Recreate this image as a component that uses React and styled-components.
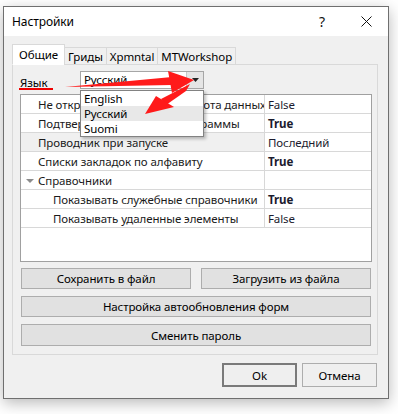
import React from 'react';
import styled, { createGlobalStyle } from 'styled-components';

const GlobalStyle = createGlobalStyle`
  html, body {
    margin: 0;
    padding: 0;
    background: #ffffff;
  }
  body {
    font-family: "Noto Sans", "Liberation Sans", sans-serif;
    font-size: 11.5px;
    letter-spacing: -0.1px;
    color: #000;
  }
`;

const rows = [
  { name: 'Не открывать при смене оборота данных', value: 'False' },
  { name: 'Подтверждать закрытие программы', value: 'True', bold: true },
  { name: 'Проводник при запуске', value: 'Последний', selected: true },
  { name: 'Списки закладок по алфавиту', value: 'True', bold: true },
  { name: 'Справочники', value: '', category: true },
  { name: 'Показывать служебные справочники', value: 'True', bold: true, level: 1 },
  { name: 'Показывать удаленные элементы', value: 'False', level: 1 },
];

const tabs = ['Общие', 'Гриды', 'Xpmntal', 'MTWorkshop'];

const Page = styled.div`
  position: relative;
  width: 398px;
  height: 414px;
  overflow: hidden;
  padding: 6px 0 0 3px;
  box-sizing: border-box;
`;

const Window = styled.div`
  width: 386px;
  height: 393px;
  box-sizing: border-box;
  border: 1px solid #6f6f6f;
  box-shadow: 0 4px 14px rgba(0, 0, 0, 0.28);
  display: flex;
  flex-direction: column;
  background: #f0f0f0;
`;

const TitleBar = styled.div`
  height: 29px;
  background: #fff;
  display: flex;
  align-items: center;
  padding-left: 8px;
  flex-shrink: 0;
`;

const Title = styled.div`
  flex: 1;
  font-size: 12px;
  color: #000;
`;

const TitleButton = styled.div`
  width: 44px;
  height: 29px;
  display: flex;
  align-items: center;
  justify-content: center;
  font-size: 14px;
  color: #111;
`;

const Body = styled.div`
  flex: 1;
  padding: 9px 10px 0 8px;
  display: flex;
  flex-direction: column;
`;

const TabStrip = styled.div`
  display: flex;
  align-items: flex-end;
  height: 20px;
  position: relative;
  z-index: 1;
  margin-bottom: -1px;
`;

const Tab = styled.div`
  box-sizing: border-box;
  height: ${p => (p.$active ? '21px' : '18px')};
  padding: 0 ${p => (p.$active ? '6px' : '3px')};
  display: flex;
  align-items: center;
  border: 1px solid #d9d9d9;
  border-bottom: ${p => (p.$active ? '1px solid #fff' : '1px solid #d9d9d9')};
  margin-left: ${p => (p.$active ? '0' : '-1px')};
  background: ${p => (p.$active ? '#fff' : '#f0f0f0')};
`;

const Panel = styled.div`
  height: 291px;
  box-sizing: border-box;
  border: 1px solid #d9d9d9;
  padding: 6px 5px 0 7px;
  display: flex;
  flex-direction: column;
`;

const LangRow = styled.div`
  position: relative;
  height: 18px;
  display: flex;
  align-items: center;
  z-index: 2;
`;

const LangLabel = styled.div`
  width: 60px;
  position: relative;
  top: 2px;
`;

const Combo = styled.div`
  position: relative;
  width: 124px;
  height: 18px;
  box-sizing: border-box;
  border: 1px solid #a6a6a6;
  background: #fff;
  display: flex;
`;

const ComboText = styled.div`
  flex: 1;
  padding-left: 3px;
  line-height: 16px;
`;

const ComboButton = styled.div`
  width: 16px;
  background: #e5e5e5;
  border-left: 1px solid #c8c8c8;
  display: flex;
  align-items: center;
  justify-content: center;
`;

const DropList = styled.div`
  position: absolute;
  left: -1px;
  top: 18px;
  width: 124px;
  box-sizing: border-box;
  border: 1px solid #828282;
  background: #fff;
  box-shadow: 2px 2px 3px rgba(0, 0, 0, 0.25);
`;

const DropItem = styled.div`
  height: 15px;
  line-height: 15px;
  padding-left: 3px;
  background: ${p => (p.$hover ? '#e8e8e8' : '#fff')};
`;

const Grid = styled.div`
  margin-top: 5px;
  height: 168px;
  box-sizing: border-box;
  border: 1px solid #a0a0a0;
  background: #fff;
`;

const Row = styled.div`
  display: flex;
  height: 19px;
  box-sizing: border-box;
  border-bottom: 1px solid #d8d8d8;
  background: ${p => (p.$selected ? '#f0f0f0' : '#fff')};
`;

const NameCell = styled.div`
  width: 244px;
  box-sizing: border-box;
  border-right: 1px solid #d8d8d8;
  padding-left: ${p => (p.$level ? '32px' : '17px')};
  display: flex;
  align-items: center;
  white-space: nowrap;
  overflow: hidden;
  color: #1b1b1b;
  position: relative;
`;

const ValueCell = styled.div`
  flex: 1;
  padding-left: 3px;
  display: flex;
  align-items: center;
  font-weight: ${p => (p.$bold ? 700 : 400)};
  color: #1b1b2e;
  background: #fff;
`;

const Caret = styled.span`
  position: absolute;
  left: 5px;
  top: 8px;
  width: 0;
  height: 0;
  border-left: 4px solid transparent;
  border-right: 4px solid transparent;
  border-top: 4px solid #8c8c8c;
`;

const ButtonRow = styled.div`
  display: flex;
  gap: 10px;
  padding: 0 1px;
  margin-top: ${p => p.$gap || '7px'};
`;

const Button = styled.div`
  flex: 1;
  height: ${p => p.$h || '21px'};
  box-sizing: border-box;
  border: 1px solid #adadad;
  background: #e1e1e1;
  display: flex;
  align-items: center;
  justify-content: center;
`;

const Footer = styled.div`
  display: flex;
  justify-content: flex-end;
  gap: 5px;
  margin-top: 8px;
  padding-right: 1px;
`;

const DialogButton = styled.div`
  width: 75px;
  height: 24px;
  box-sizing: border-box;
  border: 1px solid ${p => (p.$default ? '#7a7a7a' : '#adadad')};
  box-shadow: ${p => (p.$default ? 'inset 0 0 0 1px #7a7a7a' : 'none')};
  background: #efefef;
  display: flex;
  align-items: center;
  justify-content: center;
`;

const Overlay = styled.svg`
  position: absolute;
  left: 0;
  top: 0;
  pointer-events: none;
  z-index: 5;
`;

function CloseIcon() {
  return (
    <svg width="11" height="11" viewBox="0 0 11 11">
      <path d="M0.5 0.5 L10.5 10.5 M10.5 0.5 L0.5 10.5" stroke="#111" strokeWidth="1" />
    </svg>
  );
}

function Arrows() {
  return (
    <Overlay width="398" height="414" viewBox="0 0 398 414">
      <rect x="19" y="88" width="34" height="2" fill="#ee0000" />
      <polygon points="65,87 172,77 172,85" fill="#ff1a1a" />
      <polygon points="168,71 194,80 172,93" fill="#ff1a1a" />
      <polygon points="190,84 186,91 166,105 161,99" fill="#ff1a1a" />
      <polygon points="145,114 156,96 174,107" fill="#ff1a1a" />
    </Overlay>
  );
}

export default function App() {
  return (
    <Page>
      <GlobalStyle />
      <Window>
        <TitleBar>
          <Title>Настройки</Title>
          <TitleButton>?</TitleButton>
          <TitleButton><CloseIcon /></TitleButton>
        </TitleBar>
        <Body>
          <TabStrip>
            {tabs.map((t, i) => (
              <Tab key={t} $active={i === 0}>{t}</Tab>
            ))}
          </TabStrip>
          <Panel>
            <LangRow>
              <LangLabel>Язык</LangLabel>
              <Combo>
                <ComboText>Русский</ComboText>
                <ComboButton>
                  <svg width="7" height="4" viewBox="0 0 7 4"><polygon points="0,0 7,0 3.5,4" fill="#222" /></svg>
                </ComboButton>
                <DropList>
                  <DropItem>English</DropItem>
                  <DropItem $hover>Русский</DropItem>
                  <DropItem>Suomi</DropItem>
                </DropList>
              </Combo>
            </LangRow>
            <Grid>
              {rows.map(r => (
                <Row key={r.name} $selected={r.selected}>
                  <NameCell $level={r.level}>
                    {r.category && <Caret />}
                    {r.name}
                  </NameCell>
                  <ValueCell $bold={r.bold}>{r.value}</ValueCell>
                </Row>
              ))}
            </Grid>
            <ButtonRow $gap="6px">
              <Button>Сохранить в файл</Button>
              <Button>Загрузить из файла</Button>
            </ButtonRow>
            <ButtonRow>
              <Button>Настройка автообновления форм</Button>
            </ButtonRow>
            <ButtonRow>
              <Button $h="22px">Сменить пароль</Button>
            </ButtonRow>
          </Panel>
          <Footer>
            <DialogButton $default>Ok</DialogButton>
            <DialogButton>Отмена</DialogButton>
          </Footer>
        </Body>
      </Window>
      <Arrows />
    </Page>
  );
}
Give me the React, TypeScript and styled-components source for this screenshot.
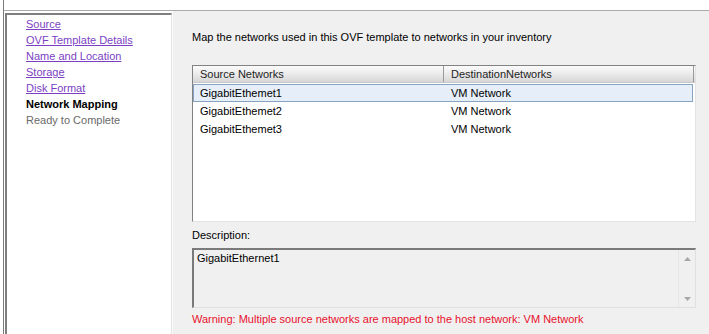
import React from "react";
import styled, { createGlobalStyle } from "styled-components";

const GlobalStyle = createGlobalStyle`
  html, body {
    margin: 0;
    padding: 0;
    background: #ffffff;
  }
  body {
    font-family: "Liberation Sans", Arial, sans-serif;
    font-size: 11px;
    color: #000000;
  }
`;

interface Step {
  label: string;
  state: "done" | "current" | "todo";
}

const steps: Step[] = [
  { label: "Source", state: "done" },
  { label: "OVF Template Details", state: "done" },
  { label: "Name and Location", state: "done" },
  { label: "Storage", state: "done" },
  { label: "Disk Format", state: "done" },
  { label: "Network Mapping", state: "current" },
  { label: "Ready to Complete", state: "todo" },
];

const mappings = [
  { source: "GigabitEthemet1", dest: "VM Network" },
  { source: "GigabitEthemet2", dest: "VM Network" },
  { source: "GigabitEthemet3", dest: "VM Network" },
];

const App: React.FC = () => {
  return (
    <>
      <GlobalStyle />
      <Window>
        <Frame>
          <Header />
          <Body>
            <Nav>
              {steps.map((s) => (
                <NavItem key={s.label} state={s.state}>
                  {s.label}
                </NavItem>
              ))}
            </Nav>
            <Content>
              <Intro>
                Map the networks used in this OVF template to networks in your
                inventory
              </Intro>
              <Grid>
                <HeaderRow>
                  <HeaderCell>Source Networks</HeaderCell>
                  <HeaderCell>DestinationNetworks</HeaderCell>
                  <HeaderFiller />
                </HeaderRow>
                <RowList>
                  {mappings.map((m, i) => (
                    <DataRow key={m.source} selected={i === 0}>
                      <SourceCell>{m.source}</SourceCell>
                      <DestCell>{m.dest}</DestCell>
                    </DataRow>
                  ))}
                </RowList>
              </Grid>
              <Label>Description:</Label>
              <DescBox>
                <DescText>GigabitEthernet1</DescText>
                <ScrollBar>
                  <Arrow viewBox="0 0 7 4" width="7" height="4">
                    <path d="M0 4 L3.5 0 L7 4 Z" fill="#a8a8a8" />
                  </Arrow>
                  <Arrow viewBox="0 0 7 4" width="7" height="4">
                    <path d="M0 0 L3.5 4 L7 0 Z" fill="#a8a8a8" />
                  </Arrow>
                </ScrollBar>
              </DescBox>
              <Warning>
                Warning: Multiple source networks are mapped to the host network:
                VM Network
              </Warning>
            </Content>
          </Body>
        </Frame>
      </Window>
    </>
  );
};

const Window = styled.div`
  width: 709px;
  height: 334px;
  overflow: hidden;
  background: #ffffff;
`;

const Frame = styled.div`
  margin-left: 3px;
  height: 100%;
  border-left: 1px solid #7c7c7c;
  display: flex;
  flex-direction: column;
`;

const Header = styled.div`
  height: 10px;
  border-bottom: 1px solid #a9a9a9;
  flex: none;
`;

const Body = styled.div`
  flex: 1;
  display: flex;
  min-height: 0;
`;

const Nav = styled.div`
  width: 167px;
  flex: none;
  box-sizing: border-box;
  margin: 2px 0 0 1px;
  padding: 1px 0 0 19px;
  background: #ffffff;
  border-top: 2px solid #7f7f7f;
  border-left: 2px solid #7f7f7f;
  border-right: 1px solid #e4e4e4;
  display: flex;
  flex-direction: column;
`;

const NavItem = styled.div<{ state: Step["state"] }>`
  height: 16px;
  line-height: 16px;
  white-space: nowrap;
  color: ${(p) =>
    p.state === "done" ? "#7b3fc4" : p.state === "current" ? "#000000" : "#6a6a6a"};
  text-decoration: ${(p) => (p.state === "done" ? "underline" : "none")};
  font-weight: ${(p) => (p.state === "current" ? "bold" : "normal")};
`;

const Content = styled.div`
  flex: 1;
  background: #f0f0f0;
  border-left: 1px solid #fafafa;
  padding: 19px 13px 0 19px;
  display: flex;
  flex-direction: column;
`;

const Intro = styled.div`
  line-height: 14px;
  white-space: nowrap;
`;

const Grid = styled.div`
  margin-top: 21px;
  height: 155px;
  background: #ffffff;
  border: 1px solid;
  border-color: #828282 #e3e3e3 #e3e3e3 #828282;
  display: flex;
  flex-direction: column;
`;

const HeaderRow = styled.div`
  height: 16px;
  display: flex;
  border-bottom: 1px solid #c8c8c8;
  background: linear-gradient(#fbfbfb, #e9e9e9 55%, #d6d6d6);
`;

const HeaderCell = styled.div`
  line-height: 16px;
  padding-left: 7px;
  box-sizing: border-box;
  white-space: nowrap;
  color: #1e1e1e;
  &:first-child {
    width: 251px;
    border-right: 1px solid #9a9a9a;
  }
  &:nth-child(2) {
    flex: 1;
    border-right: 1px solid #9a9a9a;
  }
`;

const HeaderFiller = styled.div`
  width: 1px;
`;

const RowList = styled.div`
  padding-top: 1px;
  display: flex;
  flex-direction: column;
`;

const DataRow = styled.div<{ selected?: boolean }>`
  height: 18px;
  margin-right: 2px;
  box-sizing: border-box;
  display: flex;
  align-items: center;
  background: ${(p) => (p.selected ? "#e6eff9" : "transparent")};
  border: 1px solid ${(p) => (p.selected ? "#86a3c2" : "transparent")};
`;

const SourceCell = styled.div`
  width: 251px;
  padding-left: 6px;
  box-sizing: border-box;
  white-space: nowrap;
`;

const DestCell = styled.div`
  flex: 1;
  padding-left: 6px;
  white-space: nowrap;
`;

const Label = styled.div`
  margin-top: 6px;
  line-height: 14px;
`;

const DescBox = styled.div`
  margin-top: 6px;
  height: 57px;
  display: flex;
  background: #f0f0f0;
  border: 1px solid;
  border-top: 2px solid #7a7a7a;
  border-left: 2px solid #7a7a7a;
  border-color: #7a7a7a #e0e0e0 #e0e0e0 #7a7a7a;
`;

const DescText = styled.div`
  flex: 1;
  padding: 1px 3px;
  line-height: 14px;
`;

const ScrollBar = styled.div`
  width: 16px;
  border-left: 1px solid #e6e6e6;
  display: flex;
  flex-direction: column;
  justify-content: space-between;
  align-items: center;
  padding: 7px 0 6px;
`;

const Arrow = styled.svg`
  display: block;
`;

const Warning = styled.div`
  margin-top: 4px;
  line-height: 14px;
  color: #e8112d;
  white-space: nowrap;
`;

export default App;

*****

* [Objective]: Where a line contains "this", copy that line.

* [Complete response]:
Recreate this image as a component that uses React and styled-components.
Give me the React, TypeScript and styled-components source for this screenshot.
                Map the networks used in this OVF template to networks in your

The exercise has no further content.